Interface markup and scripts
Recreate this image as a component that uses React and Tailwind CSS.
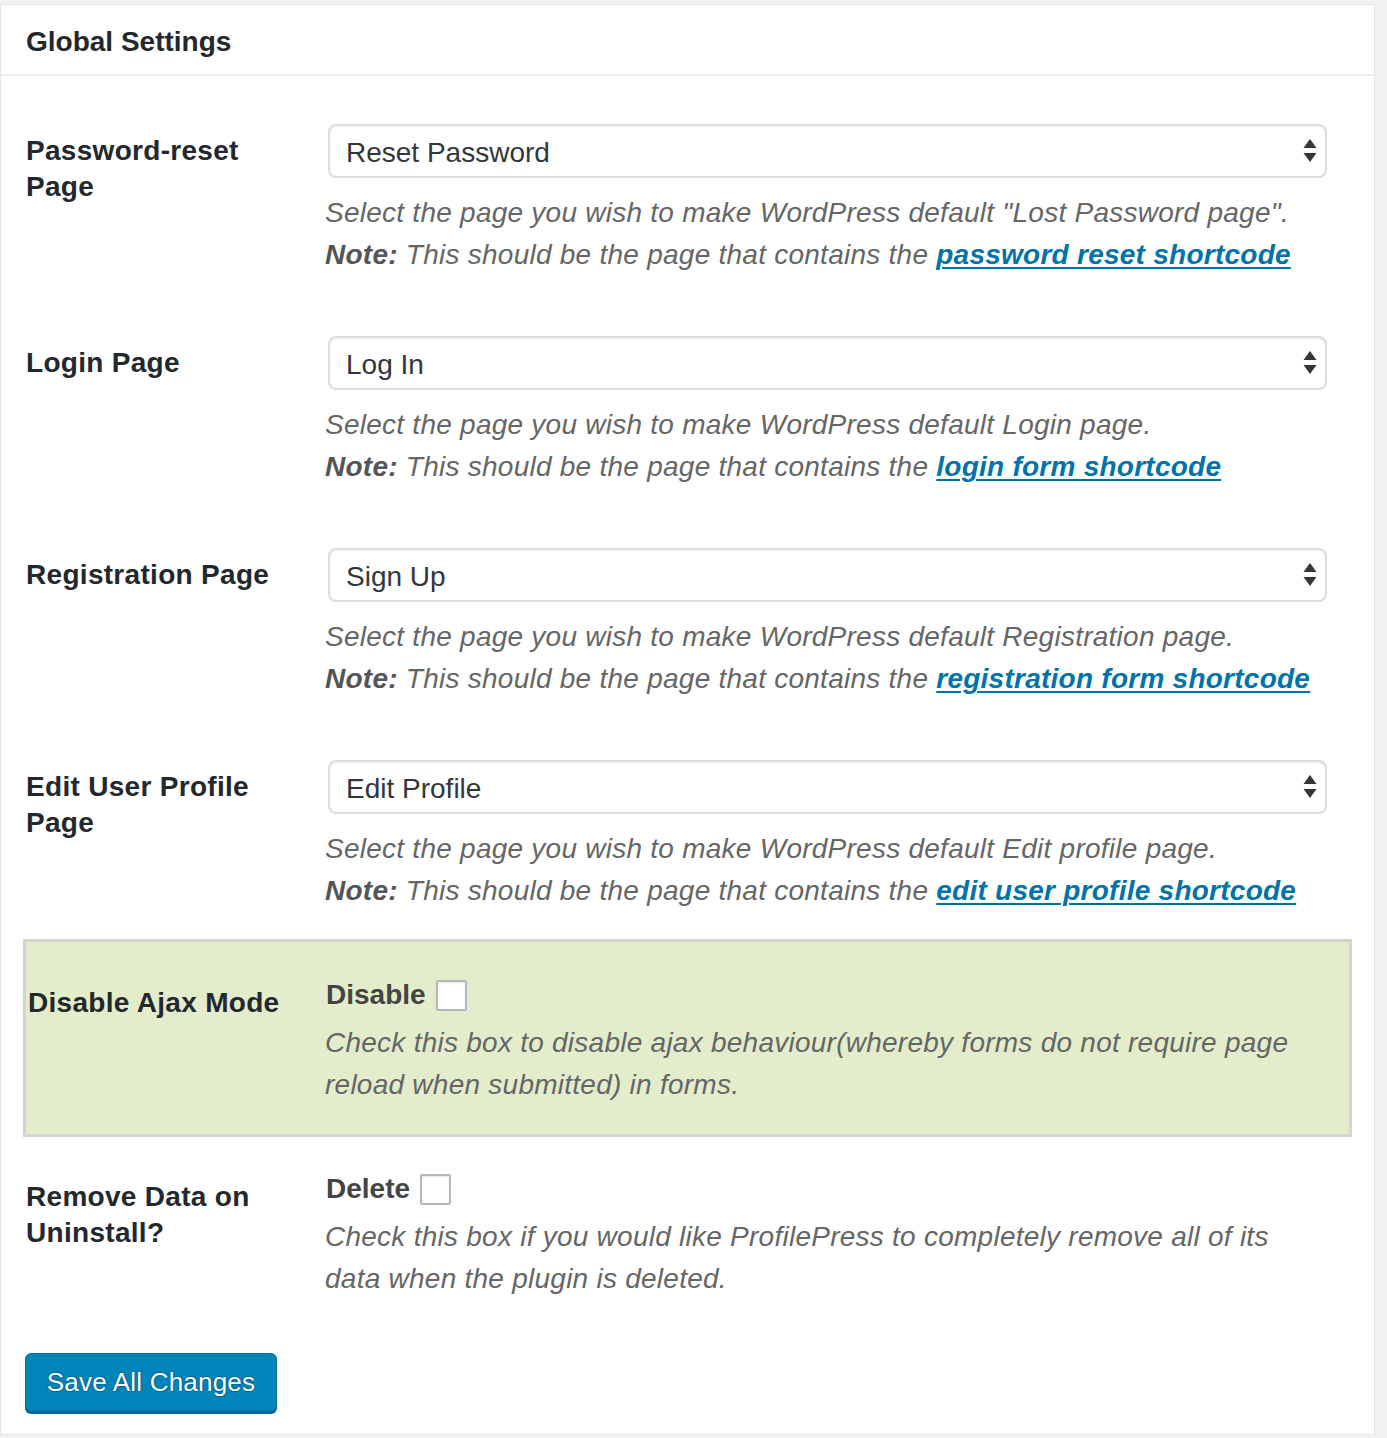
import React from "react";

const FONT = { fontFamily: '"Liberation Sans", Arial, Helvetica, sans-serif' };

function Arrows() {
  return (
    <svg width="14" height="24" viewBox="0 0 14 24" className="shrink-0">
      <polygon points="7,0 13.5,9 0.5,9" fill="#32373c" />
      <polygon points="0.5,14 13.5,14 7,23" fill="#32373c" />
    </svg>
  );
}

function SelectBox({ value }) {
  return (
    <div className="ml-[2px] w-[999px] h-[54px] rounded-[8px] border-2 border-[#ddd] bg-white shadow-[inset_0_1px_2px_rgba(0,0,0,0.07)] flex items-center justify-between pl-[16px] pr-[8px]">
      <span className="text-[28px] text-[#32373c] leading-none pt-[3px]">{value}</span>
      <Arrows />
    </div>
  );
}

function Desc({ children, className = "" }) {
  return (
    <div className={"text-[28px] tracking-[0.25px] leading-[42px] italic text-[#666] -ml-[1px] " + className}>{children}</div>
  );
}

function Note({ link }) {
  return (
    <div>
      <span className="font-bold text-[#555]">Note:</span> This should be the page that contains the{" "}
      <a href="#" className="font-bold text-[#0073aa] underline decoration-2 underline-offset-[3px]">{link}</a>
    </div>
  );
}

const LABEL = "text-[28px] tracking-[0.3px] leading-[36px] font-bold text-[#23282d]";

function SelectRow({ label, value, first, link, pb = "pb-[30px]" }) {
  return (
    <div className="flex">
      <div className={"w-[325px] shrink-0 pl-[25px] pt-[39px] pr-[20px] " + LABEL}>
        {label}
      </div>
      <div className={"pt-[30px] " + pb}>
        <SelectBox value={value} />
        <Desc className="mt-[14px]">
          <div>{first}</div>
          <Note link={link} />
        </Desc>
      </div>
    </div>
  );
}

function Checkbox() {
  return (
    <span className="inline-block w-[31px] h-[31px] border-2 border-[#b4b9be] bg-white rounded-[2px] shadow-[inset_0_1px_2px_rgba(0,0,0,0.1)] ml-[10px] align-middle" />
  );
}

export default function App() {
  return (
    <div className="min-h-screen bg-[#f1f1f1] pt-[4px]" style={FONT}>
      <div className="w-[1375px] bg-white border border-[#e5e5e5] pb-[23px]">
        <div className="h-[71px] flex items-center pl-[25px] pt-[4px] border-b-2 border-[#eee]">
          <h2 className="text-[28px] font-bold text-[#23282d]">Global Settings</h2>
        </div>
        <div className="pt-[18px]">
          <SelectRow
            label={<>Password-reset<br />Page</>}
            value="Reset Password"
            first={<>Select the page you wish to make WordPress default "Lost Password page".</>}
            link="password reset shortcode"
          />
          <SelectRow
            label="Login Page"
            value="Log In"
            first="Select the page you wish to make WordPress default Login page."
            link="login form shortcode"
          />
          <SelectRow
            label="Registration Page"
            value="Sign Up"
            first="Select the page you wish to make WordPress default Registration page."
            link="registration form shortcode"
          />
          <SelectRow
            label={<>Edit User Profile<br />Page</>}
            value="Edit Profile"
            first="Select the page you wish to make WordPress default Edit profile page."
            link="edit user profile shortcode"
            pb="pb-[27px]"
          />

          <div className="mx-[22px] border-[3px] border-[#d4d4d4] bg-[#e3edcc] flex">
            <div className={"w-[300px] shrink-0 pl-[2px] pt-[43px] " + LABEL}>
              Disable Ajax Mode
            </div>
            <div className="pt-[35px] pb-[28px]">
              <div className="text-[28px] leading-[36px] font-bold text-[#444] flex items-center">
                Disable<Checkbox />
              </div>
              <Desc className="mt-[9px]">
                <div>Check this box to disable ajax behaviour(whereby forms do not require page</div>
                <div>reload when submitted) in forms.</div>
              </Desc>
            </div>
          </div>

          <div className="flex">
            <div className={"w-[325px] shrink-0 pl-[25px] pt-[42px] " + LABEL}>
              Remove Data on<br />Uninstall?
            </div>
            <div className="pt-[34px]">
              <div className="text-[28px] leading-[36px] font-bold text-[#444] flex items-center">
                Delete<Checkbox />
              </div>
              <Desc className="mt-[9px]">
                <div>Check this box if you would like ProfilePress to completely remove all of its</div>
                <div>data when the plugin is deleted.</div>
              </Desc>
            </div>
          </div>

          <div className="pl-[24px] pt-[53px]">
            <button className="w-[252px] h-[58px] rounded-[6px] bg-[#0085ba] border border-[#0073aa] shadow-[0_3px_0_#006799] text-white text-[26px] tracking-[0.2px] [text-shadow:0_-1px_1px_#006799,1px_0_1px_#006799,0_1px_1px_#006799,-1px_0_1px_#006799] pt-[1px]">
              Save All Changes
            </button>
          </div>
        </div>
      </div>
    </div>
  );
}
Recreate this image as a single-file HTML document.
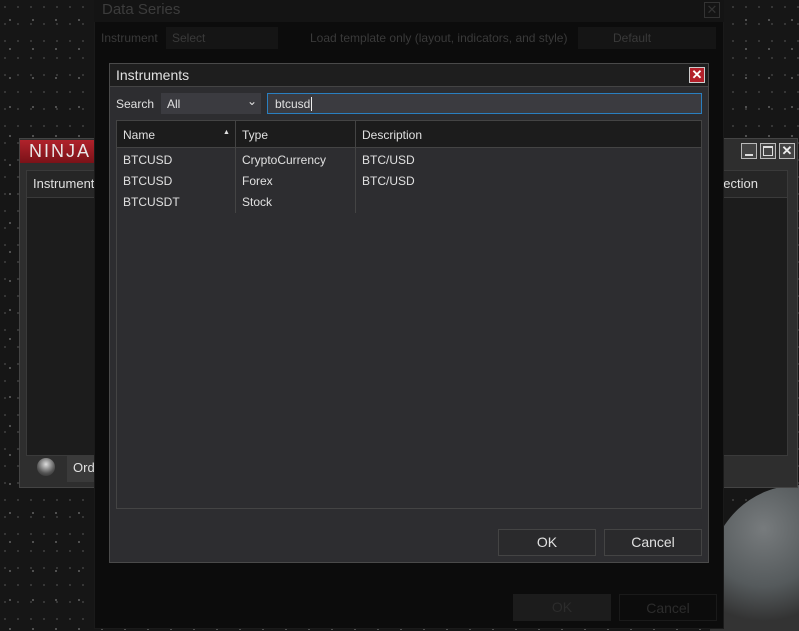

**STATED PROBLEM**
All lines from the start of the entries through the one with "Arial, Helvetica, sans-serif'" are to be output exactly; omit the pictures.

**RESPONSE TO THIS TASK**
Recreate this image as a component that uses React and Tailwind CSS.
import React from "react";

const FONT = { fontFamily: '"Liberation Sans", Arial, Helvetica, sans-serif' };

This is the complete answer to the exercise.